# Task instructions
Where a line of the listing below includes the word "React", reproduce that line.

** start Data shown **

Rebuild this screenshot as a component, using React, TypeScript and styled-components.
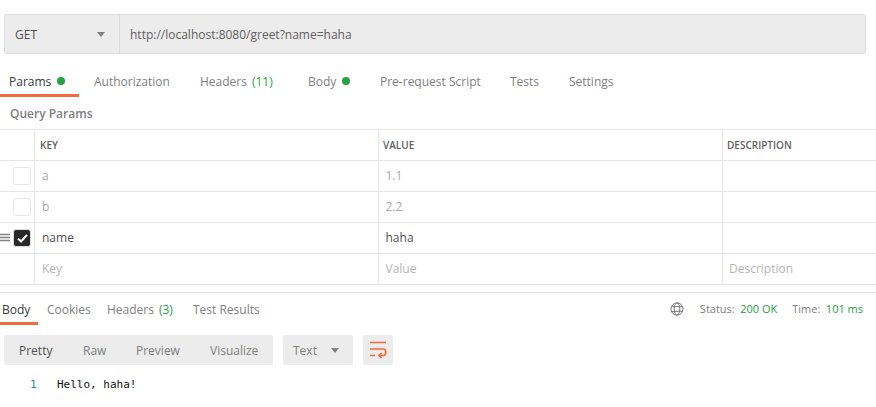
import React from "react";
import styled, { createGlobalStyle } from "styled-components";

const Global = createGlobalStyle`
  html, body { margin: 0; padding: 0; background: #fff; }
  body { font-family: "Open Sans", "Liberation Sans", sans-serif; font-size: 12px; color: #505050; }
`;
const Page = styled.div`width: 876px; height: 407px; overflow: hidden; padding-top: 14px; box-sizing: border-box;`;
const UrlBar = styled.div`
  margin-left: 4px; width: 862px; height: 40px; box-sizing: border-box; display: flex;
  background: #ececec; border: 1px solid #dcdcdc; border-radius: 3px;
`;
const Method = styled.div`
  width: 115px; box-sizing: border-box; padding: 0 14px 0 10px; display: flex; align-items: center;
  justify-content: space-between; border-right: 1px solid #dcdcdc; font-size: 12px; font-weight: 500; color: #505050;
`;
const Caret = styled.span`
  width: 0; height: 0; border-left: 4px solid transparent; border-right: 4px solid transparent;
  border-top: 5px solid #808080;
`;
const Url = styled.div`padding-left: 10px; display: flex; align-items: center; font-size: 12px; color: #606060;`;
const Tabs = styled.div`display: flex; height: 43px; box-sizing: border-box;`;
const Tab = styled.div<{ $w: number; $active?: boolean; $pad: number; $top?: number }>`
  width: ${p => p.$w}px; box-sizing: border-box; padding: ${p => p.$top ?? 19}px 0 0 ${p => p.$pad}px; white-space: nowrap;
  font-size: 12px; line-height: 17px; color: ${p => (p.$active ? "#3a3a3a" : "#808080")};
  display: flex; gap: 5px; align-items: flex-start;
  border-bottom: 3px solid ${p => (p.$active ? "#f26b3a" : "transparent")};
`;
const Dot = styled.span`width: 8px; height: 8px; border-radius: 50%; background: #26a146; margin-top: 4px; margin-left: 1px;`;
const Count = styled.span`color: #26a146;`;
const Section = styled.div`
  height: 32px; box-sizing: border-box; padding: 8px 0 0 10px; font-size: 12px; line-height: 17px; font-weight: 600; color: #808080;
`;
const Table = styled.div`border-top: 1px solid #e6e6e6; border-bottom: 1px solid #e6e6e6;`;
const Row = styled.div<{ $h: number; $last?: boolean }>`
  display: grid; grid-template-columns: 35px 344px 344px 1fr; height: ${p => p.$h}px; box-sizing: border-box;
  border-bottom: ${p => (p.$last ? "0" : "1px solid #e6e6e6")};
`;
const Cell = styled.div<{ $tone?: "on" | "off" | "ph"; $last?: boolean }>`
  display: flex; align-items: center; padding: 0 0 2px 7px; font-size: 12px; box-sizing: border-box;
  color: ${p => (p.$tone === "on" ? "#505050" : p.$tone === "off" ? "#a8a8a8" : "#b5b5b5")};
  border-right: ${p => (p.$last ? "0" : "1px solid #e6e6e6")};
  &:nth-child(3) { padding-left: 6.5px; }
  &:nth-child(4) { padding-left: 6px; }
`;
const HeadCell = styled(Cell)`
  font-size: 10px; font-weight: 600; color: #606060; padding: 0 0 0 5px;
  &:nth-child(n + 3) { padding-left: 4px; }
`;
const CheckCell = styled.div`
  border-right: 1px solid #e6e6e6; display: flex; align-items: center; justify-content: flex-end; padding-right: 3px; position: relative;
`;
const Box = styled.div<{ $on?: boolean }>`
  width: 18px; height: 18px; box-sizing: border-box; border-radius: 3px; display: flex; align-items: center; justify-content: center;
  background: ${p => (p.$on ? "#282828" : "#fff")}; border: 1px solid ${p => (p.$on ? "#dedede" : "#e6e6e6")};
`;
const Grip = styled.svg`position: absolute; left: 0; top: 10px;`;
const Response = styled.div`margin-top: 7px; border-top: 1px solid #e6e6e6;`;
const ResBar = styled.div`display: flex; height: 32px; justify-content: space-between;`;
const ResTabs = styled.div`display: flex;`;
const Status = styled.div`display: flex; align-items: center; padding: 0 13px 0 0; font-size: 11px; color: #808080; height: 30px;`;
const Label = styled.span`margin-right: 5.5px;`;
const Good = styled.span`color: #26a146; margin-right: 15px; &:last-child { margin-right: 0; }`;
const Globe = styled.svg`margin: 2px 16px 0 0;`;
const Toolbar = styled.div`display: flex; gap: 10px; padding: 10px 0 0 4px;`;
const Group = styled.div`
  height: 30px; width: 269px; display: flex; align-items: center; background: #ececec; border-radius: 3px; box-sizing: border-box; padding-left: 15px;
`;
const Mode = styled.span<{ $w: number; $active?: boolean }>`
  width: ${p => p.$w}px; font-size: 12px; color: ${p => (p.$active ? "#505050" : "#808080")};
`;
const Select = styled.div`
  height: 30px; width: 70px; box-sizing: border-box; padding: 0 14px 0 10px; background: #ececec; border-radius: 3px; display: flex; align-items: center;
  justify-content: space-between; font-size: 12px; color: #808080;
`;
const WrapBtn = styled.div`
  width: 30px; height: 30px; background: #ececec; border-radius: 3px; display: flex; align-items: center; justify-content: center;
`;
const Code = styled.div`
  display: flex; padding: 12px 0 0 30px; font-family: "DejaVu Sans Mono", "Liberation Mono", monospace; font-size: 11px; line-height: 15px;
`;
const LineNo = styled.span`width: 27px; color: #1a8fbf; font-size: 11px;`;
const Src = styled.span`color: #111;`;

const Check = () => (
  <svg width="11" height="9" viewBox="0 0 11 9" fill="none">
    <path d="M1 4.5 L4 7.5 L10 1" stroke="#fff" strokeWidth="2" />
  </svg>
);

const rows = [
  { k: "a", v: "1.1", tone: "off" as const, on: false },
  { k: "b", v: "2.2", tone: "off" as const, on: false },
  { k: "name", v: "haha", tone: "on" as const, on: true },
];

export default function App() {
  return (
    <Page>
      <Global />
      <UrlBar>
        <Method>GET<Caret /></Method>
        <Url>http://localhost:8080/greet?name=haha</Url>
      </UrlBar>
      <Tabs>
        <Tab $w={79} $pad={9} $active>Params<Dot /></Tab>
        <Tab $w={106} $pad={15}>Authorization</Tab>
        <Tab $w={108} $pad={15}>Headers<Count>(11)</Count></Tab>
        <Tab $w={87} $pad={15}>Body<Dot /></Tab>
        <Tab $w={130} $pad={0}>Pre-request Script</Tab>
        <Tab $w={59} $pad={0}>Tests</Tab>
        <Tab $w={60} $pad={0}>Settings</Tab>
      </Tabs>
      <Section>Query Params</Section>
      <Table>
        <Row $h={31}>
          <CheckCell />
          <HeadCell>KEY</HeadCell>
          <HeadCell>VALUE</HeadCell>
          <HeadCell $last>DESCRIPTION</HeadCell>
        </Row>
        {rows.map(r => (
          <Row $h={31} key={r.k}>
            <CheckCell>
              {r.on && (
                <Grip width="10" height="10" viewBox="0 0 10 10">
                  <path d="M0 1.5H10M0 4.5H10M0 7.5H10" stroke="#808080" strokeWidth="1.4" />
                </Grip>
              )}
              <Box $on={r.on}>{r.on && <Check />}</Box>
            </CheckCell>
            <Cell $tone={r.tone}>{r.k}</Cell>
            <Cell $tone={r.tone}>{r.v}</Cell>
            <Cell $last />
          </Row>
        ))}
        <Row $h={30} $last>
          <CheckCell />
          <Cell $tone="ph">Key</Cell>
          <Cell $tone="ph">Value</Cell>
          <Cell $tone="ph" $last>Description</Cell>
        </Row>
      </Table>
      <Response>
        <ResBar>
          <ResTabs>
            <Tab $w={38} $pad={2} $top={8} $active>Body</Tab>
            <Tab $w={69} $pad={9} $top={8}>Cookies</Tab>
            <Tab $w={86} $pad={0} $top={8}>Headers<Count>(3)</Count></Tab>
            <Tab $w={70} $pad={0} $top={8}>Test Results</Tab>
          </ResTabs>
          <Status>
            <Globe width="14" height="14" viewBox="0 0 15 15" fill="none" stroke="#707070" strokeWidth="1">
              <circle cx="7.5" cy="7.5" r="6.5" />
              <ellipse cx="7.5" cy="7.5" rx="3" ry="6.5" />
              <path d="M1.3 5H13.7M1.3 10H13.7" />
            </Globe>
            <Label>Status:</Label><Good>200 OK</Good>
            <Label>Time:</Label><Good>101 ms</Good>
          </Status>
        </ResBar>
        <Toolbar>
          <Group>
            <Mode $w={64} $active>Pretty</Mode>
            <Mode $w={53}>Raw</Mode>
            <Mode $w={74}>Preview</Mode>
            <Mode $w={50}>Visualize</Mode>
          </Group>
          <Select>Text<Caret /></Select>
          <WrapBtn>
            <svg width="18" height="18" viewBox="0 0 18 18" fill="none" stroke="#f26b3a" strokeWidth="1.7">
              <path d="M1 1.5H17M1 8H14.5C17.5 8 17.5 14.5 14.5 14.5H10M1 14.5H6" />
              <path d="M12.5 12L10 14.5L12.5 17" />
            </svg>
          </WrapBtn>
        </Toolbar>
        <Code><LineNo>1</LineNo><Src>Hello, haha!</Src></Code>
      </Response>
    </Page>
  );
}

** end Data shown **

# Output for this task
Rebuild this screenshot as a component, using React, TypeScript and styled-components.
import React from "react";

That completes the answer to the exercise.